Virus chops into high-end lamb producer’s business
Keith Martin has an unwavering can-do attitude, initiated and fine-tuned during a childhood in Rices Landing.
“I started as a farmer, and I’m still a farmer,” said Martin, who learned long ago, through a tough agrarian existence, not to accept defeat regardless of the obstacles ahead.
“We don’t get up in the morning thinking we’re going to fail. It’s the opposite, actually.”
Farmers face a myriad of challenges, and tackling them tests their improvisational skills. Yet they usually triumph. Martin refers to this resilience as being able “to fix the tractor.”
But until six weeks ago, neither he nor any of his local peers had experience with the runaway vehicle known as COVID-19. The novel coronavirus has forced the closure or partial closure of thousands of Pennsylvania businesses not considered “life-sustaining.” Schools and hotels have been shuttered, and the operations of numerous restaurants have been limited to takeout and delivery orders, a fraction of their usual business.
The pandemic has had a significant impact on Martin and his business, Elysian Fields Farm, which processes and distributes purebred lamb products to high-end restaurants around the country and specialty food retailers in the Pittsburgh region. The Duquesne Club, a private club in downtown Pittsburgh, has been one of its top clients since 1992.
Elysian Fields is a 250-acre spread in Greene County, in Morgan and Washington townships outside of Ruff Creek. The business is incorporated as Elysian Fields LLC, for which Martin has served in a supervisory capacity for 31 years.

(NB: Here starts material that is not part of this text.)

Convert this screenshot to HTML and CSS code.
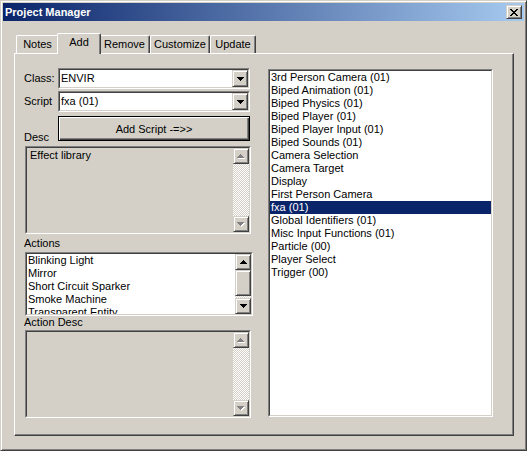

Closures, he said, meant “essentially that our revenues dropped 90% overnight. Dozens and dozens and dozens of restaurants around here closed, literally overnight.”
The farm had to lay off 10 of 32 employees, but for now Martin is paying the rest of the staff out of his pocket. He and partner Thomas Keller have applied for loans and other support, “but that is slow in coming,” Martin said recently.
They do have a revenue stream, however, and it is promising. Elysian Fields and two other farms have partnered to provide a weekly, online Small Farms Provision Pack, featuring lamb products and recipes from Keller and four other chefs. The packs can be delivered to consumers’ homes, with a percentage of the purchases supporting furloughed restaurant employees. Martin and Keller are in the third week of this endeavor.
“Everyone, as far as I’m concerned, is a partner of ours that we will engage,” Martin said.
The Provision Packs are an offshoot of the tractor analogy, he said. “We create solutions. Ninety percent of my business was immediately terminated, so we created solutions.”
There was a time, back in the 1980s, when he was creating financial solutions. Martin was a broker for seven years with Parker/Hunter, an established investment firm in the Pittsburgh area. He left as an assistant vice president in 1989, to return to Greene County and become involved with Elysian Fields.
He and Keller are co-owners of Elysian Farms LLC, which also has offices at Bailey Center in Southpointe. Ray Stockdale, of Ruff Creek, is the controller.
Martin, like the rest of the humanity, is astounded by the pandemic, seemingly a once-in-a-century occurrence similar to the global flu outbreak of 1918. “This is extremely frustrating for us because there is no solution. This is not a tractor in need of an overhaul.”
Yet Keith Martin pledges that at some point, he and Thomas Keller will be back in the driver’s seat at Elysian Farms.”
“There is no answer to this (outbreak), but we will be there this fall. We will survive this.”